(Stored entries)
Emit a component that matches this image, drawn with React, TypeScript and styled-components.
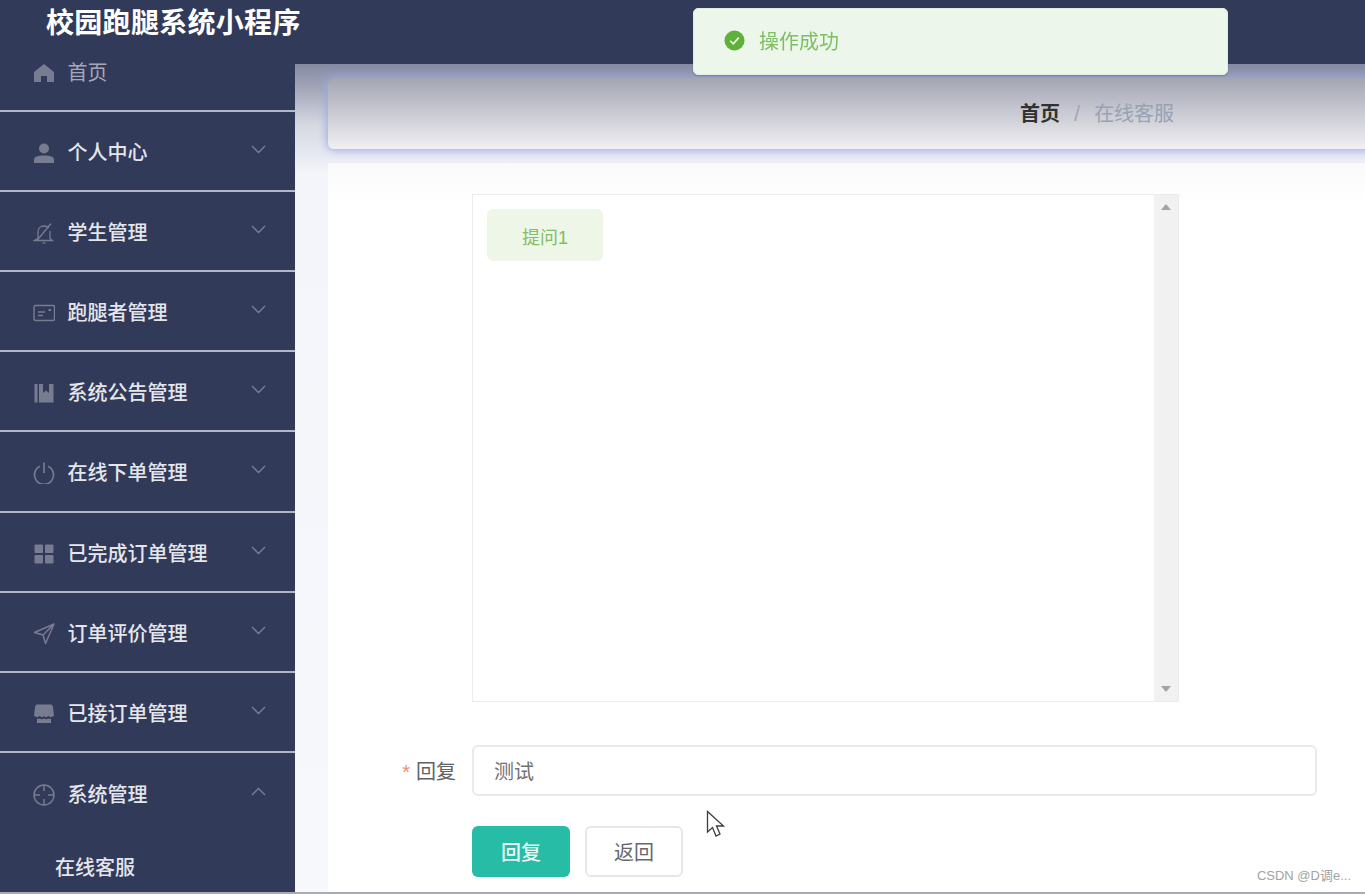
import React from "react";
import styled, { createGlobalStyle } from "styled-components";

const GlobalStyle = createGlobalStyle`
	html, body {
		margin: 0;
		padding: 0;
		height: 100%;
		overflow: hidden;
		background: #ffffff;
		font-family: "Liberation Sans", "Noto Sans CJK SC", sans-serif;
	}
	* {
		box-sizing: border-box;
	}
`;

const Page = styled.div`
	position: relative;
	width: 1365px;
	height: 894px;
	overflow: hidden;
	display: flex;
	flex-direction: column;
	border-bottom: 2px solid #a9abb1;
	filter: blur(0.35px);
`;

const Header = styled.header`
	flex: 0 0 64px;
	display: flex;
	align-items: flex-start;
	padding: 5px 0 0 46px;
	background: #323a5a;
`;

const Title = styled.h1`
	margin: 0;
	font-size: 28px;
	line-height: 38px;
	font-weight: 700;
	letter-spacing: 0.3px;
	color: #ffffff;
	white-space: nowrap;
`;

const Body = styled.div`
	flex: 1;
	min-height: 0;
	display: flex;
`;

const Sidebar = styled.aside`
	flex: 0 0 295px;
	background: #323a5a;
`;

const MenuList = styled.ul`
	list-style: none;
	margin: 0;
	padding: 0;
`;

const MenuItem = styled.li`
	height: 80.12px;
	display: flex;
	align-items: center;
	padding: 4px 29px 0 33px;
	border-bottom: 2px solid #b4b7c6;
	&:first-child {
		height: 48px;
		padding: 0 29px 29px 33px;
	}
	&:last-child {
		border-bottom: none;
	}
`;

const IconSlot = styled.span`
	flex: 0 0 34.5px;
	display: flex;
	align-items: center;
	svg {
		display: block;
		width: 22px;
		height: 22px;
	}
`;

const MenuLabel = styled.span<{ $muted?: boolean }>`
	flex: 1;
	font-size: 20px;
	line-height: 28px;
	font-weight: ${(props) => (props.$muted ? 400 : 500)};
	color: ${(props) => (props.$muted ? "#a4a8b8" : "#e4e6ec")};
`;

const Chevron = styled.svg`
	display: block;
	width: 15px;
	height: 9px;
	margin-top: -7px;
	fill: none;
	stroke: #7c8195;
	stroke-width: 1.3;
`;

const SubItem = styled.div`
	height: 30px;
	margin-top: 20px;
	padding-left: 55px;
	font-size: 20px;
	line-height: 30px;
	font-weight: 500;
	color: #e4e6ec;
`;

const Main = styled.main`
	flex: 1;
	min-width: 0;
	overflow: hidden;
	padding: 14px 0 0 33px;
	display: flex;
	flex-direction: column;
	gap: 14px;
	background: linear-gradient(180deg, #858aa3 0, #a4a7b9 25px, #d5d7e1 60px, #f3f5fa 110px, #f6f8fc 100%);
`;

const BreadcrumbBar = styled.nav`
	flex: 0 0 71px;
	width: 1060px;
	display: flex;
	align-items: center;
	padding: 0 0 0 692px;
	border-radius: 6px 0 0 6px;
	background: linear-gradient(180deg, #a3a5b3 0, #f0f0f3 100%);
	box-shadow: 0 0 8px 1px #98a7e6;
	font-size: 20px;
	line-height: 28px;
`;

const CrumbHome = styled.span`
	font-weight: 700;
	color: #303133;
`;

const CrumbSeparator = styled.span`
	margin: 0 14px;
	font-size: 22px;
	font-weight: 400;
	color: #a3a7b4;
`;

const CrumbCurrent = styled.span`
	color: #97a2b4;
`;

const Card = styled.section`
	flex: 1;
	width: 1060px;
	display: flex;
	flex-direction: column;
	padding: 31px 0 0 144px;
	background: linear-gradient(180deg, #fafafa 0, #ffffff 45px);
`;

const ChatBox = styled.div`
	flex: 0 0 508px;
	width: 706.5px;
	display: flex;
	border: 1px solid #ececec;
	background: #ffffff;
`;

const ChatBody = styled.div`
	flex: 1;
	padding: 14px;
`;

const Bubble = styled.div`
	width: 116px;
	height: 52px;
	display: flex;
	align-items: center;
	justify-content: center;
	padding-top: 2px;
	border-radius: 6px;
	background: #eef6e8;
	color: #83bd62;
	font-size: 18px;
`;

const Scrollbar = styled.div`
	flex: 0 0 24px;
	display: flex;
	flex-direction: column;
	justify-content: space-between;
	align-items: center;
	padding: 9px 0;
	background: #f1f1f1;
`;

const ScrollArrow = styled.span<{ $down?: boolean }>`
	width: 0;
	height: 0;
	border-left: 5px solid transparent;
	border-right: 5px solid transparent;
	border-bottom: ${(props) => (props.$down ? "none" : "6px solid #a3a3a3")};
	border-top: ${(props) => (props.$down ? "6px solid #a3a3a3" : "none")};
`;

const FormRow = styled.div`
	display: flex;
	align-items: center;
	margin: 43px 0 0 -72px;
`;

const FieldLabel = styled.label`
	flex: 0 0 72px;
	padding-right: 16px;
	text-align: right;
	white-space: nowrap;
	font-size: 20px;
	color: #606266;
`;

const Required = styled.span`
	margin-right: 6px;
	color: #ec8b80;
`;

const ReplyInput = styled.input`
	width: 845px;
	height: 51px;
	padding: 0 20px;
	border: 2px solid #e8e9ed;
	border-radius: 6px;
	outline: none;
	background: #ffffff;
	font-family: inherit;
	font-size: 20px;
	color: #6f7176;
`;

const Actions = styled.div`
	display: flex;
	gap: 15px;
	margin-top: 30px;
`;

const Button = styled.button<{ $primary?: boolean }>`
	width: 98px;
	height: 51px;
	padding: 0;
	border: ${(props) => (props.$primary ? "none" : "2px solid #e6e7eb")};
	border-radius: 6px;
	background: ${(props) => (props.$primary ? "#26bca6" : "#ffffff")};
	color: ${(props) => (props.$primary ? "#e8f8f5" : "#66686d")};
	font-family: inherit;
	font-size: 20px;
	font-weight: ${(props) => (props.$primary ? 500 : 400)};
`;

const Toast = styled.div`
	position: absolute;
	left: 693px;
	top: 8px;
	width: 535px;
	height: 67px;
	display: flex;
	align-items: center;
	gap: 14px;
	padding: 0 0 3px 30px;
	border: 1px solid #e1eedb;
	border-radius: 5px;
	background: #edf6ea;
	box-shadow: 0 1px 2px rgba(60, 64, 90, 0.35);
	font-size: 20px;
	color: #7dbf62;
	svg {
		display: block;
		width: 21px;
		height: 21px;
	}
`;

const Cursor = styled.svg`
	position: absolute;
	left: 706px;
	top: 810px;
	width: 20px;
	height: 28px;
`;

const Watermark = styled.div`
	position: absolute;
	right: 14px;
	bottom: 8px;
	font-size: 13px;
	line-height: 16px;
	color: #a2a2a2;
`;

const ICON = "#777c90";

const icons: Record<string, React.ReactNode> = {
	home: (
		<svg viewBox="0 0 22 22" fill={ICON}>
			<path d="M11 2 L21 10 V20 H14 V14 H8 V20 H1 V10 Z" />
		</svg>
	),
	user: (
		<svg viewBox="0 0 22 22" fill={ICON}>
			<circle cx="11" cy="6.5" r="5" />
			<path d="M1 21 V18 C1 14.5 5 13.5 11 13.5 C17 13.5 21 14.5 21 18 V21 Z" />
		</svg>
	),
	bell: (
		<svg viewBox="0 0 22 22" fill="none" stroke={ICON} strokeWidth="1.3">
			<path d="M5 16.5 V10 C5 6.5 7.5 4 11 4 C13 4 14.5 4.8 15.6 6 M17 9 V16.5 L19.5 18.5 H1.5 L5 16.5" />
			<path d="M18 1.5 L4 18.5 M9.5 20.8 H12.5" />
		</svg>
	),
	postcard: (
		<svg viewBox="0 0 22 22" fill="none" stroke={ICON} strokeWidth="1.4">
			<rect x="1" y="3.5" width="20.5" height="15" rx="1.5" />
			<path d="M5 10 H12 M5 13.5 H10" />
			<path d="M15.5 8 H18" strokeWidth="2" />
		</svg>
	),
	notebook: (
		<svg viewBox="0 0 22 22" fill={ICON}>
			<path d="M1.5 2 H4.5 V20.5 H1.5 Z M6 2 H10 V11 L13 8.5 L16 11 V2 H20.5 V20.5 H6 Z" />
		</svg>
	),
	power: (
		<svg viewBox="0 0 22 22" fill="none" stroke={ICON} strokeWidth="1.7">
			<path d="M7 4.2 A9.5 9.5 0 1 0 15 4.2" />
			<path d="M11 0.5 V11" />
		</svg>
	),
	grid: (
		<svg viewBox="0 0 22 22" fill={ICON}>
			<rect x="1.5" y="1.5" width="8.5" height="8.5" rx="1" />
			<rect x="12" y="1.5" width="8.5" height="8.5" rx="1" />
			<rect x="1.5" y="12" width="8.5" height="8.5" rx="1" />
			<rect x="12" y="12" width="8.5" height="8.5" rx="1" />
		</svg>
	),
	position: (
		<svg viewBox="0 0 22 22" fill="none" stroke={ICON} strokeWidth="1.5" strokeLinejoin="round">
			<path d="M21 1 L1.5 9.5 L10 12 L12.5 20.5 Z M21 1 L10 12" />
		</svg>
	),
	shop: (
		<svg viewBox="0 0 22 22" fill={ICON}>
			<path d="M4 1.5 H18 Q19.5 1.5 19.8 3 L21 12.5 C19 14.5 16.5 14.5 15.5 13 C14 14.5 12 14.5 11 13 C10 14.5 8 14.5 6.5 13 C5.5 14.5 3 14.5 1 12.5 L2.2 3 Q2.5 1.5 4 1.5 Z" />
			<path d="M4 15.5 C5 16 6 16 6.5 15.5 C8 16.5 9.5 16.5 11 15.5 C12.5 16.5 14 16.5 15.5 15.5 C16 16 17 16 18 15.5 V20 H4 Z" />
		</svg>
	),
	aim: (
		<svg viewBox="0 0 22 22" fill="none" stroke={ICON} strokeWidth="1.5">
			<circle cx="11" cy="11" r="10" />
			<path d="M11 1 V7 M11 15 V21 M1 11 H7 M15 11 H21" />
		</svg>
	),
};

const menu = [
	{ label: "首页", icon: "home", muted: true, arrow: false },
	{ label: "个人中心", icon: "user" },
	{ label: "学生管理", icon: "bell" },
	{ label: "跑腿者管理", icon: "postcard" },
	{ label: "系统公告管理", icon: "notebook" },
	{ label: "在线下单管理", icon: "power" },
	{ label: "已完成订单管理", icon: "grid" },
	{ label: "订单评价管理", icon: "position" },
	{ label: "已接订单管理", icon: "shop" },
	{ label: "系统管理", icon: "aim", open: true },
];

function App() {
	return (
		<Page>
			<GlobalStyle />
			<Header>
				<Title>校园跑腿系统小程序</Title>
			</Header>
			<Body>
				<Sidebar>
					<MenuList>
						{menu.map((item) => (
							<MenuItem key={item.label}>
								<IconSlot>{icons[item.icon]}</IconSlot>
								<MenuLabel $muted={item.muted}>{item.label}</MenuLabel>
								{item.arrow !== false && (
									<Chevron viewBox="0 0 15 9">
										<path d={item.open ? "M1 8 L7.5 1.5 L14 8" : "M1 1 L7.5 7.5 L14 1"} />
									</Chevron>
								)}
							</MenuItem>
						))}
					</MenuList>
					<SubItem>在线客服</SubItem>
				</Sidebar>
				<Main>
					<BreadcrumbBar>
						<CrumbHome>首页</CrumbHome>
						<CrumbSeparator>/</CrumbSeparator>
						<CrumbCurrent>在线客服</CrumbCurrent>
					</BreadcrumbBar>
					<Card>
						<ChatBox>
							<ChatBody>
								<Bubble>提问1</Bubble>
							</ChatBody>
							<Scrollbar>
								<ScrollArrow />
								<ScrollArrow $down />
							</Scrollbar>
						</ChatBox>
						<FormRow>
							<FieldLabel>
								<Required>*</Required>回复
							</FieldLabel>
							<ReplyInput defaultValue="测试" />
						</FormRow>
						<Actions>
							<Button $primary>回复</Button>
							<Button>返回</Button>
						</Actions>
					</Card>
				</Main>
			</Body>
			<Toast>
				<svg viewBox="0 0 22 22">
					<circle cx="11" cy="11" r="10.5" fill="#5fb13a" />
					<path d="M6.5 11.5 L9.8 14.5 L15.5 8" fill="none" stroke="#edf6ea" strokeWidth="1.8" />
				</svg>
				操作成功
			</Toast>
			<Cursor viewBox="0 0 20 28">
				<path
					d="M1.5 1.5 V22 L6.5 17.5 L10 26 L14 24 L10.5 16 L17.5 16 Z"
					fill="#ffffff"
					stroke="#3c3c3c"
					strokeWidth="1.3"
				/>
			</Cursor>
			<Watermark>CSDN @D调e...</Watermark>
		</Page>
	);
}

export default App;
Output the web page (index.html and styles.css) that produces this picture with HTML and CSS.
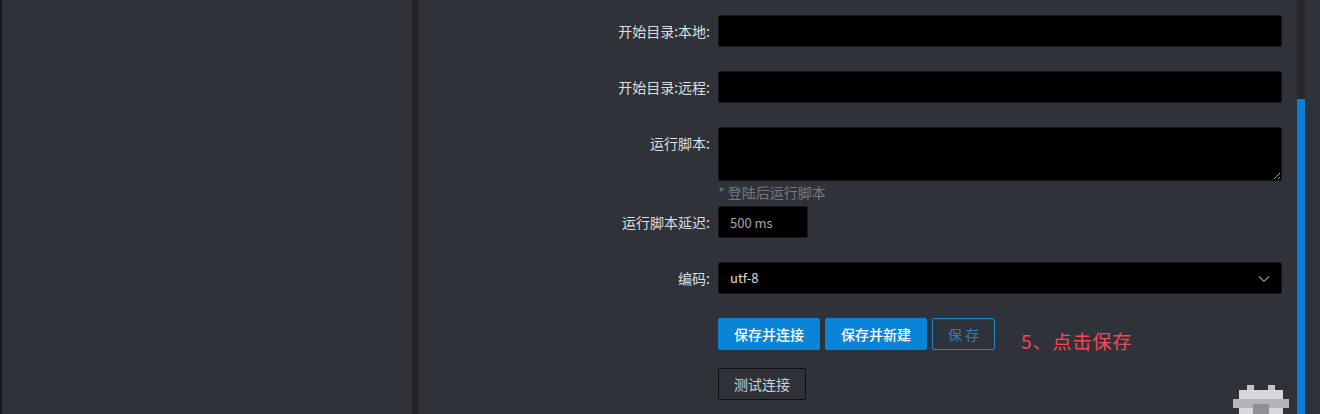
FILE: index.html
```html
<!DOCTYPE html>
<html>
<head>
    <meta charset="utf-8">
    <title>连接设置</title>
    <link rel="stylesheet" href="styles.css">
</head>
<body>
    <div class="app">
        <div class="edge"></div>
        <aside class="sidebar"></aside>
        <div class="splitter"></div>
        <main class="content">
            <form class="form">
                <div class="item">
                    <label class="label">开始目录:本地:</label>
                    <div class="control"><input class="input" type="text"></div>
                </div>
                <div class="item">
                    <label class="label">开始目录:远程:</label>
                    <div class="control"><input class="input" type="text"></div>
                </div>
                <div class="item item-hint">
                    <label class="label">运行脚本:</label>
                    <div class="control">
                        <textarea class="textarea"></textarea>
                        <div class="hint">* 登陆后运行脚本</div>
                    </div>
                </div>
                <div class="item">
                    <label class="label">运行脚本延迟:</label>
                    <div class="control"><input class="input input-short" type="text" placeholder="500 ms"></div>
                </div>
                <div class="item">
                    <label class="label">编码:</label>
                    <div class="control">
                        <div class="select">
                            <span class="select-value">utf-8</span>
                            <svg class="select-arrow" width="12" height="8" viewBox="0 0 12 8"><path d="M1 1.5 L6 6.5 L11 1.5" fill="none" stroke="#8a8d92" stroke-width="1.2"/></svg>
                        </div>
                    </div>
                </div>
                <div class="item item-buttons">
                    <div class="label"></div>
                    <div class="control buttons">
                        <button type="button" class="btn btn-primary">保存并连接</button>
                        <button type="button" class="btn btn-primary">保存并新建</button>
                        <button type="button" class="btn btn-outline">保 存</button>
                        <span class="note">5、点击保存</span>
                    </div>
                </div>
                <div class="item">
                    <div class="label"></div>
                    <div class="control"><button type="button" class="btn btn-default">测试连接</button></div>
                </div>
            </form>
            <div class="mosaic">
                <span class="m m1"></span><span class="m m2"></span>
                <span class="m m3"></span><span class="m m4"></span><span class="m m5"></span>
            </div>
        </main>
        <div class="scrollbar"><div class="thumb"></div></div>
        <div class="right-gap"></div>
    </div>
</body>
</html>
```

FILE: styles.css
```css
body{
    margin:0;
    background:#2f3339;
    font-family:"Noto Sans CJK SC","Liberation Sans",sans-serif;
    font-size:13px;
    color:#d6d7d9;
    overflow:hidden;
}
.app{
    display:flex;
    height:414px;
}
.edge{
    width:2px;
    background:#17191c;
}
.sidebar{
    width:410px;
    background:#2f3339;
}
.splitter{
    width:7px;
    background:#232529;
}
.content{
    position:relative;
    width:878px;
    padding-top:15px;
    box-sizing:border-box;
}
.item{
    display:grid;
    grid-template-columns:291px 564px;
    column-gap:8px;
    margin-bottom:24px;
}
.label{
    text-align:right;
    line-height:32px;
    height:32px;
    font-size:14px;
    color:#dcdddf;
    white-space:nowrap;
}
.input{
    display:block;
    box-sizing:border-box;
    width:100%;
    height:32px;
    background:#000;
    border:1px solid #16181b;
    border-radius:2px;
    outline:0;
    color:#ccc;
    padding:0 11px;
    font-family:inherit;
    font-size:13px;
}
.input::placeholder{
    color:#a3a5a8;
}
.input-short{
    width:90px;
}
.textarea{
    display:block;
    box-sizing:border-box;
    width:100%;
    height:54px;
    background:#000;
    border:1px solid #16181b;
    border-radius:2px;
    outline:0;
    color:#ccc;
    font-family:inherit;
    margin:0;
}
.item-hint{
    margin-bottom:5px;
}
.hint{
    font-size:14px;
    line-height:18px;
    color:#75787d;
    margin-top:2px;
}
.select{
    position:relative;
    box-sizing:border-box;
    height:32px;
    background:#000;
    border:1px solid #16181b;
    border-radius:2px;
    padding-left:11px;
    line-height:30px;
    color:#dcdcdc;
    font-size:13px;
}
.select-arrow{
    position:absolute;
    right:11px;
    top:12px;
}
.item-buttons{
    margin-top:1px;
    margin-bottom:18px;
}
.buttons{
    position:relative;
    display:flex;
    gap:5px;
}
.btn{
    box-sizing:border-box;
    height:32px;
    padding:0 15px;
    font-family:inherit;
    font-size:14px;
    border-radius:2px;
    cursor:pointer;
}
.btn-primary{
    background:#0a84d6;
    border:1px solid #0a84d6;
    color:#fff;
    font-weight:500;
}
.btn-outline{
    background:transparent;
    border:1px solid #1a88d0;
    color:#2f80b9;
}
.btn-default{
    background:transparent;
    border:1px solid #0d0e10;
    color:#cfd0d2;
}
.note{
    position:absolute;
    left:303px;
    top:11px;
    font-size:19px;
    line-height:24px;
    letter-spacing:1px;
    color:#f0475a;
    white-space:nowrap;
}
.scrollbar{
    width:8px;
    background:#26282c;
    display:flex;
    flex-direction:column;
    justify-content:flex-end;
}
.thumb{
    height:315px;
    background:#0a7fd4;
}
.right-gap{
    flex:1;
    background:#2f3339;
}
.mosaic{
    position:absolute;
    left:814px;
    top:385px;
    width:56px;
    height:29px;
}
.m{
    position:absolute;
    background:#cfd0d1;
}
.m1{ left:14px; top:0; width:7px; height:7px; background:#c4c5c7; }
.m2{ left:35px; top:0; width:7px; height:7px; background:#c4c5c7; }
.m3{ left:6px; top:5px; width:44px; height:24px; background:#d6d7d8; }
.m4{ left:0; top:14px; width:56px; height:9px; background:#b3b5b7; }
.m5{ left:20px; top:19px; width:16px; height:10px; background:#8e9194; }
```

▶ Problem description:
Show the lines where the word "this" appears in the entries.

▶ Expected answer:
Emit a component that matches this image, drawn with React, TypeScript and styled-components.
Output the web page (index.html and styles.css) that produces this picture with HTML and CSS.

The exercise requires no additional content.